I came across another example of the value of a mental ‘food map’ this week.  Lots of people have been ‘boasting’ about their plum and damson crops and I was just a little jealous!  Whilst I have lots of apple and pear trees the plum tree on my allotment is bare : (.  But I remembered a couple of years ago picking plums at the edge of a footpath in area of town that no longer forms part of any of my daily journeys.  So  trekked over to the area with a big bag and picked loads and loads and loads of damsons.  Of course I needed have bothered, cos as soon as my friends heard that I didn’t have any I was quickly given two carrier bags of damsons and one of beautiful Victoria plums!!

Another friend sent me the a link to the following blog which contains a receipe for Damson Vodka, as long as I promised to give her a  small bottle when its finished (I did just happen to have a big bottle of vodka – as you do!)  But then she got in touch a couple of days ago to say she had found a tree near to her andwould be making her own, so I don’t need to share!

Hazel Nuts

I had a great day out at Carsington Water this week, and on my cycle around the (severly depleated) reseviour, I stopped along the way every so often and picked hazel nuts.  Like looking for stars in the twilight, at first you can’t see them at all, but then you see one and then a couple more and then you realise the tree is full of them!  Of course they are not ripe yet, but leave them much longer and the squirrels will have had them all!  In fact on one tree they had all fallen and lots had been eaten by mice, but I picked what I could as these were much bigger and more like cob nuts.
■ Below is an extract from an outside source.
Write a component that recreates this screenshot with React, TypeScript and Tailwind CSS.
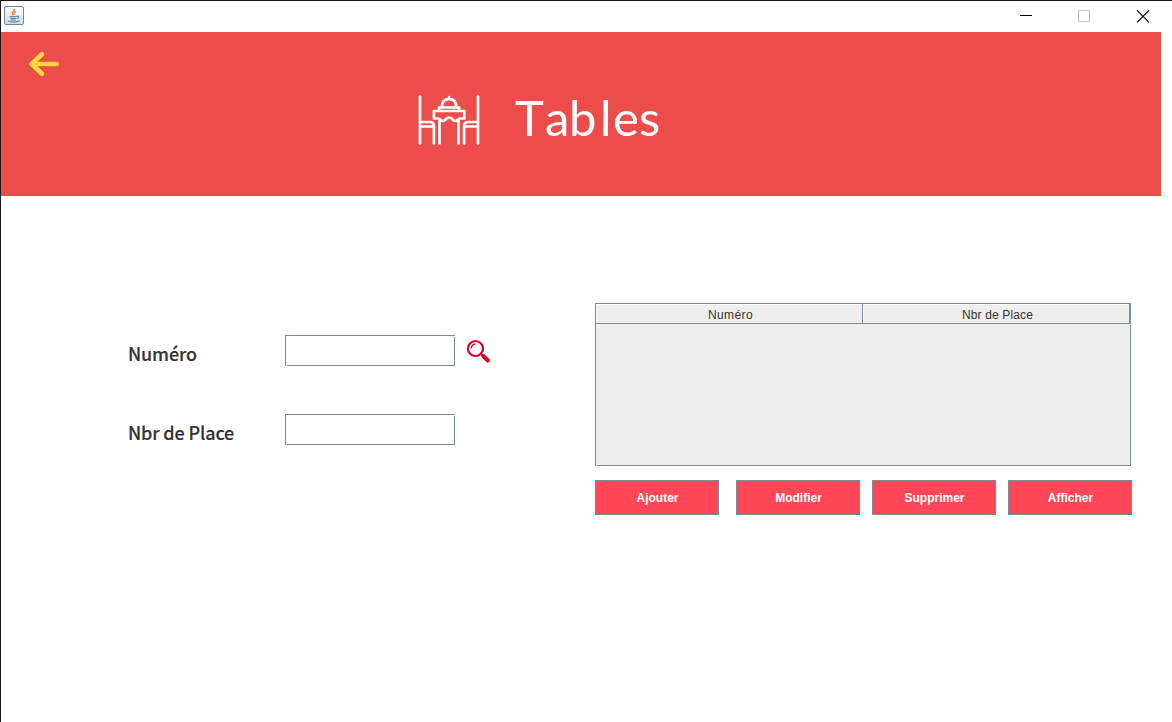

For me, the best way to enjoy them, is hazelnut meringue, see post a couple of years ago for the receipe (Oct 2009) , but why not give hazelnut butter a go – an alternative to peanut butter!  Dry fry 300g of shelled nuts  for between 5 and 10 mins, shaking continuously to ensure they are evenly browned.  Grind with a pestle and motar, add 1/2 tsp salt, 1/4 sugar and very gradually add up to 1/2 tblsp vegetable oil until the butter becomes smooth.  Store in jars and it will last for sometime in the fridge.